THE TASK
Images are not part of the copy; write out the rest of the data exactly as given.

DATA SEGMENT

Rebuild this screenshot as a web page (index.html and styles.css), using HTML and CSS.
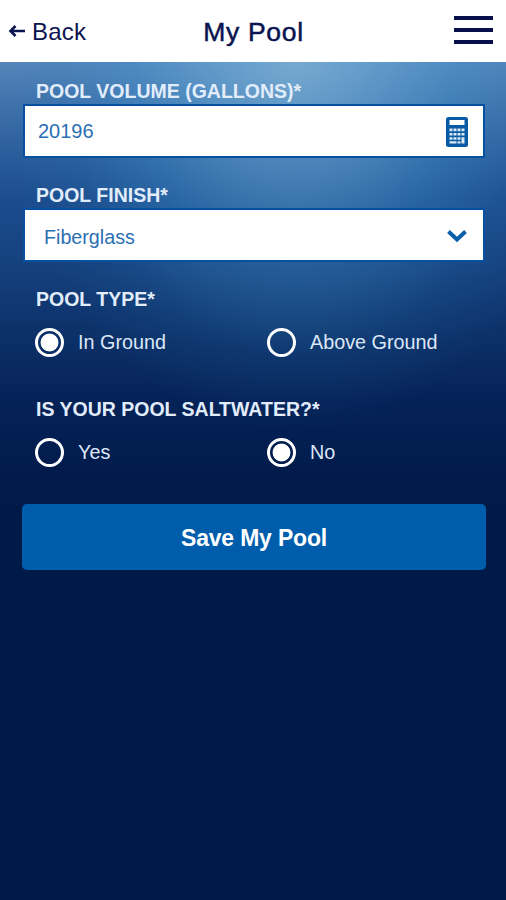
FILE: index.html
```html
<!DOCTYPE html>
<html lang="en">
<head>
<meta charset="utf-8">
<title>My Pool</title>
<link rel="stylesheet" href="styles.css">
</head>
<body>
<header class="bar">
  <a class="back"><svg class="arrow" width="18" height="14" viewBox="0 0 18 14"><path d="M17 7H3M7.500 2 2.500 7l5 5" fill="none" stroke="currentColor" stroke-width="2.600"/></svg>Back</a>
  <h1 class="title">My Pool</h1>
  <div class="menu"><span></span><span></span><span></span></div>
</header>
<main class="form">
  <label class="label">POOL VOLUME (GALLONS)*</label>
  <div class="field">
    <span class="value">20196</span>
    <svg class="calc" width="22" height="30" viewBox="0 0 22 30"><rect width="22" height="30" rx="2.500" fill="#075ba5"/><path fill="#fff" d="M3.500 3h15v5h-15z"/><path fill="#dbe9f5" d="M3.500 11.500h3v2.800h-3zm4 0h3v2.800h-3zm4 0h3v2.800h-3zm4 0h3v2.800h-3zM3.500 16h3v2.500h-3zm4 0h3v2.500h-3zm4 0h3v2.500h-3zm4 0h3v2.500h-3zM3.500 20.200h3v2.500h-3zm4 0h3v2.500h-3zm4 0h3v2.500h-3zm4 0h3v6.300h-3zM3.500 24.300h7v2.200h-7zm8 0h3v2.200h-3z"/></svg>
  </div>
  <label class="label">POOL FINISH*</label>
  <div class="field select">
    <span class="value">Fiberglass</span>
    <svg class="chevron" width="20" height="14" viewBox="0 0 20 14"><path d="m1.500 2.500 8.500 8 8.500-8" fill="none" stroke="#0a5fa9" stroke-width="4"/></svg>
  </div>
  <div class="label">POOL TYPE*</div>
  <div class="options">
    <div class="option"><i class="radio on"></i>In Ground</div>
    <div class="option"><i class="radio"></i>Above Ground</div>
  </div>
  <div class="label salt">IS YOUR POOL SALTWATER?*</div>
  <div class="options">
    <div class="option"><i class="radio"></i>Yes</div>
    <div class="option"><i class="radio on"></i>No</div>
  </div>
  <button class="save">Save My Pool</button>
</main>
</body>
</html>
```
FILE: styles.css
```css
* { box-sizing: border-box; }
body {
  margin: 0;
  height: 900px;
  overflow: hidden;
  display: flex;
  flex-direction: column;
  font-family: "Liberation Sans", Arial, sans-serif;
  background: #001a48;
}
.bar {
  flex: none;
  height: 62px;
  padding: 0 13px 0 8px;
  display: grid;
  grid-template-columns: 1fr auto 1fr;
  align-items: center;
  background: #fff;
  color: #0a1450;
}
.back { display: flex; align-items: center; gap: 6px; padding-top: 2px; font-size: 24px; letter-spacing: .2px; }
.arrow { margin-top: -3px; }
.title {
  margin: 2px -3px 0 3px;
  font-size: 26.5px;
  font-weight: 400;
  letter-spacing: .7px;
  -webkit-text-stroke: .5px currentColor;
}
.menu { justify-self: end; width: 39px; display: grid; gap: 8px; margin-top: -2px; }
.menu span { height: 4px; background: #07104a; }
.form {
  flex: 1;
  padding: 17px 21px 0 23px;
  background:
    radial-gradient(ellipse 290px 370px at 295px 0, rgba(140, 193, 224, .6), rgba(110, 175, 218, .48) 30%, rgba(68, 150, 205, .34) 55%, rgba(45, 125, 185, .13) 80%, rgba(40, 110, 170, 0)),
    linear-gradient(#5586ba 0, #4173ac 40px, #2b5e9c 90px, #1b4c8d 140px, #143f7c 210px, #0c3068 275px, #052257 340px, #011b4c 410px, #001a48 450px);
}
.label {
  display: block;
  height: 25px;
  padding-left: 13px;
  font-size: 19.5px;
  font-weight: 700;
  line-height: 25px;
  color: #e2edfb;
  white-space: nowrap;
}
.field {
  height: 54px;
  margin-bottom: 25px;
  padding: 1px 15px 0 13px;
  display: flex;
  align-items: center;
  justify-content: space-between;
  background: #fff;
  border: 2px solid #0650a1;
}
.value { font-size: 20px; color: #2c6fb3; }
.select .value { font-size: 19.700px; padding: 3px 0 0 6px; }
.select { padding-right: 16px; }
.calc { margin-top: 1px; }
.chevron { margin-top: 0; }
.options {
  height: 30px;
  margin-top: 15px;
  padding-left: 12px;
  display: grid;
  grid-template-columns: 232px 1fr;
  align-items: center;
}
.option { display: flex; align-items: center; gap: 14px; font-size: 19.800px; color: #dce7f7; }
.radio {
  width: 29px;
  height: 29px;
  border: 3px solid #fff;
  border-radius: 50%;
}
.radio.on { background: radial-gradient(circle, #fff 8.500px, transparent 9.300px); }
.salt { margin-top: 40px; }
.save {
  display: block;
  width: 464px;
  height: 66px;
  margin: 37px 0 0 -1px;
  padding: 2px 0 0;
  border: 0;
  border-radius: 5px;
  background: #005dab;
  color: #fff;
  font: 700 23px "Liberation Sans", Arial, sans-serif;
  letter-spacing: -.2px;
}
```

EXPECTED OUTPUT
Rebuild this screenshot as a web page (index.html and styles.css), using HTML and CSS.
FILE: index.html
```html
<!DOCTYPE html>
<html lang="en">
<head>
<meta charset="utf-8">
<title>My Pool</title>
<link rel="stylesheet" href="styles.css">
</head>
<body>
<header class="bar">
  <a class="back"><svg class="arrow" width="18" height="14" viewBox="0 0 18 14"><path d="M17 7H3M7.500 2 2.500 7l5 5" fill="none" stroke="currentColor" stroke-width="2.600"/></svg>Back</a>
  <h1 class="title">My Pool</h1>
  <div class="menu"><span></span><span></span><span></span></div>
</header>
<main class="form">
  <label class="label">POOL VOLUME (GALLONS)*</label>
  <div class="field">
    <span class="value">20196</span>
    <svg class="calc" width="22" height="30" viewBox="0 0 22 30"><rect width="22" height="30" rx="2.500" fill="#075ba5"/><path fill="#fff" d="M3.500 3h15v5h-15z"/><path fill="#dbe9f5" d="M3.500 11.500h3v2.800h-3zm4 0h3v2.800h-3zm4 0h3v2.800h-3zm4 0h3v2.800h-3zM3.500 16h3v2.500h-3zm4 0h3v2.500h-3zm4 0h3v2.500h-3zm4 0h3v2.500h-3zM3.500 20.200h3v2.500h-3zm4 0h3v2.500h-3zm4 0h3v2.500h-3zm4 0h3v6.300h-3zM3.500 24.300h7v2.200h-7zm8 0h3v2.200h-3z"/></svg>
  </div>
  <label class="label">POOL FINISH*</label>
  <div class="field select">
    <span class="value">Fiberglass</span>
    <svg class="chevron" width="20" height="14" viewBox="0 0 20 14"><path d="m1.500 2.500 8.500 8 8.500-8" fill="none" stroke="#0a5fa9" stroke-width="4"/></svg>
  </div>
  <div class="label">POOL TYPE*</div>
  <div class="options">
    <div class="option"><i class="radio on"></i>In Ground</div>
    <div class="option"><i class="radio"></i>Above Ground</div>
  </div>
  <div class="label salt">IS YOUR POOL SALTWATER?*</div>
  <div class="options">
    <div class="option"><i class="radio"></i>Yes</div>
    <div class="option"><i class="radio on"></i>No</div>
  </div>
  <button class="save">Save My Pool</button>
</main>
</body>
</html>
```
FILE: styles.css
```css
* { box-sizing: border-box; }
body {
  margin: 0;
  height: 900px;
  overflow: hidden;
  display: flex;
  flex-direction: column;
  font-family: "Liberation Sans", Arial, sans-serif;
  background: #001a48;
}
.bar {
  flex: none;
  height: 62px;
  padding: 0 13px 0 8px;
  display: grid;
  grid-template-columns: 1fr auto 1fr;
  align-items: center;
  background: #fff;
  color: #0a1450;
}
.back { display: flex; align-items: center; gap: 6px; padding-top: 2px; font-size: 24px; letter-spacing: .2px; }
.arrow { margin-top: -3px; }
.title {
  margin: 2px -3px 0 3px;
  font-size: 26.5px;
  font-weight: 400;
  letter-spacing: .7px;
  -webkit-text-stroke: .5px currentColor;
}
.menu { justify-self: end; width: 39px; display: grid; gap: 8px; margin-top: -2px; }
.menu span { height: 4px; background: #07104a; }
.form {
  flex: 1;
  padding: 17px 21px 0 23px;
  background:
    radial-gradient(ellipse 290px 370px at 295px 0, rgba(140, 193, 224, .6), rgba(110, 175, 218, .48) 30%, rgba(68, 150, 205, .34) 55%, rgba(45, 125, 185, .13) 80%, rgba(40, 110, 170, 0)),
    linear-gradient(#5586ba 0, #4173ac 40px, #2b5e9c 90px, #1b4c8d 140px, #143f7c 210px, #0c3068 275px, #052257 340px, #011b4c 410px, #001a48 450px);
}
.label {
  display: block;
  height: 25px;
  padding-left: 13px;
  font-size: 19.5px;
  font-weight: 700;
  line-height: 25px;
  color: #e2edfb;
  white-space: nowrap;
}
.field {
  height: 54px;
  margin-bottom: 25px;
  padding: 1px 15px 0 13px;
  display: flex;
  align-items: center;
  justify-content: space-between;
  background: #fff;
  border: 2px solid #0650a1;
}
.value { font-size: 20px; color: #2c6fb3; }
.select .value { font-size: 19.700px; padding: 3px 0 0 6px; }
.select { padding-right: 16px; }
.calc { margin-top: 1px; }
.chevron { margin-top: 0; }
.options {
  height: 30px;
  margin-top: 15px;
  padding-left: 12px;
  display: grid;
  grid-template-columns: 232px 1fr;
  align-items: center;
}
.option { display: flex; align-items: center; gap: 14px; font-size: 19.800px; color: #dce7f7; }
.radio {
  width: 29px;
  height: 29px;
  border: 3px solid #fff;
  border-radius: 50%;
}
.radio.on { background: radial-gradient(circle, #fff 8.500px, transparent 9.300px); }
.salt { margin-top: 40px; }
.save {
  display: block;
  width: 464px;
  height: 66px;
  margin: 37px 0 0 -1px;
  padding: 2px 0 0;
  border: 0;
  border-radius: 5px;
  background: #005dab;
  color: #fff;
  font: 700 23px "Liberation Sans", Arial, sans-serif;
  letter-spacing: -.2px;
}
```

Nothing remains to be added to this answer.